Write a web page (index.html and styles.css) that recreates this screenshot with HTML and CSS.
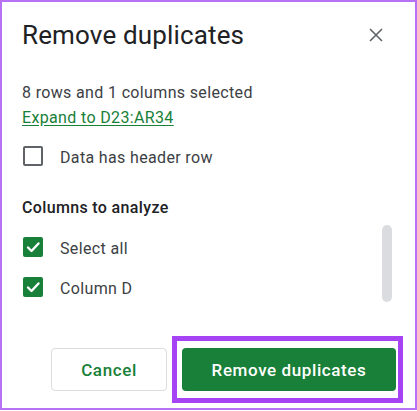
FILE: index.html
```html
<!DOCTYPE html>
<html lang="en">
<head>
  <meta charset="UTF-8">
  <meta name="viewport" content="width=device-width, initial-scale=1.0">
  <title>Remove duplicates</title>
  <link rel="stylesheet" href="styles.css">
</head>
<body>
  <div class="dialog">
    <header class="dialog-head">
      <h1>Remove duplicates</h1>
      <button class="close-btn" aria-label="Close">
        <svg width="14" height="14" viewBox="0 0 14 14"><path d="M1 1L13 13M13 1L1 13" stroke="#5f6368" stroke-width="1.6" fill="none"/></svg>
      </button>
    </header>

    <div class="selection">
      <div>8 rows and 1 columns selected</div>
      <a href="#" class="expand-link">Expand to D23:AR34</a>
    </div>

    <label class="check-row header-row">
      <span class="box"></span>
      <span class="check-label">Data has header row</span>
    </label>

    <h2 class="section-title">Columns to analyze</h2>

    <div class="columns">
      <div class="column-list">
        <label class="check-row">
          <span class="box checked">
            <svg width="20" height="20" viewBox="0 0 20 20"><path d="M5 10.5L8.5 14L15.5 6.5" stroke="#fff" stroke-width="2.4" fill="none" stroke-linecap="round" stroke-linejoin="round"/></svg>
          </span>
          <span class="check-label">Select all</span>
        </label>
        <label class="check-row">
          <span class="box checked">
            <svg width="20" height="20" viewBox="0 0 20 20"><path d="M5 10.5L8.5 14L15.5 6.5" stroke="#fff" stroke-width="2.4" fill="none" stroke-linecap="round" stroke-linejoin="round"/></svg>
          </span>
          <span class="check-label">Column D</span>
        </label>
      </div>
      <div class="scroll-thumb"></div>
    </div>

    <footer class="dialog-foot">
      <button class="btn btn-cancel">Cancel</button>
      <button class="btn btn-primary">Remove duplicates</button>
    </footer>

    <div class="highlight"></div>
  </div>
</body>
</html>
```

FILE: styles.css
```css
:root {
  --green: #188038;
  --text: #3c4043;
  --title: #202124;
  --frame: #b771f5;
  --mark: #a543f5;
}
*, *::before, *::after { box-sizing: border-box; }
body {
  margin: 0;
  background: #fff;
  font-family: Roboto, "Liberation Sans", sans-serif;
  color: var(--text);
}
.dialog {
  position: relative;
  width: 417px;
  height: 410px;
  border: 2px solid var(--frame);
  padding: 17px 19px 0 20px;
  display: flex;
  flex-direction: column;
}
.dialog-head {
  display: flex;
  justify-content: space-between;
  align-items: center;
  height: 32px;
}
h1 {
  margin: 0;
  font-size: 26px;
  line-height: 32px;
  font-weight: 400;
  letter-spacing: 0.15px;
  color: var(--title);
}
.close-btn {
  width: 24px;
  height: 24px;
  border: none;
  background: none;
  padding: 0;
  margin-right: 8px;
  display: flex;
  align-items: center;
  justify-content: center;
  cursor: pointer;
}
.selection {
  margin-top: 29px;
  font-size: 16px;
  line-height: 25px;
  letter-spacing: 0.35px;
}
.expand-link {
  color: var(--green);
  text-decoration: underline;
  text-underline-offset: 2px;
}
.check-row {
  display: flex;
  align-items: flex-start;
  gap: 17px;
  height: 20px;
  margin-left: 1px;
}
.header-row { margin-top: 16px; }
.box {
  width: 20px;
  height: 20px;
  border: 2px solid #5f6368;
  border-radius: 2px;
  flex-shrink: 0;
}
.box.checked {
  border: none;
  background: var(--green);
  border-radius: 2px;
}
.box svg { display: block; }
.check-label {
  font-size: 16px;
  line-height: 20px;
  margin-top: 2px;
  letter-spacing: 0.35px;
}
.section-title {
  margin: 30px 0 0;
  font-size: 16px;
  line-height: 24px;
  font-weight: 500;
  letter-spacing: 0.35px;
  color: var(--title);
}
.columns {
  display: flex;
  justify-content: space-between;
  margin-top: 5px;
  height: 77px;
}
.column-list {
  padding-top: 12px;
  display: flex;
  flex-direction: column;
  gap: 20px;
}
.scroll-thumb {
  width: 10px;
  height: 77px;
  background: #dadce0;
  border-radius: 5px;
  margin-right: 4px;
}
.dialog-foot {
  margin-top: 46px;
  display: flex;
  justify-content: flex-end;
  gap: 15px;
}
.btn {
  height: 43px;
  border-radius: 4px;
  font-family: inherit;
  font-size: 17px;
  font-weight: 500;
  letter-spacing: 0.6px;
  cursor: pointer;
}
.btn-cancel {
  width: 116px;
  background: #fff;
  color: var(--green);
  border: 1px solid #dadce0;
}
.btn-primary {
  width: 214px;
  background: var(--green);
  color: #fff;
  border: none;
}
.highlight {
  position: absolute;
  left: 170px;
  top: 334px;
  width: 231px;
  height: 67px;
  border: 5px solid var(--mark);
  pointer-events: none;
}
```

*****

■ Description of the task: Answer with one number: how many lines in the listing hold "index".

■ Correct output: 2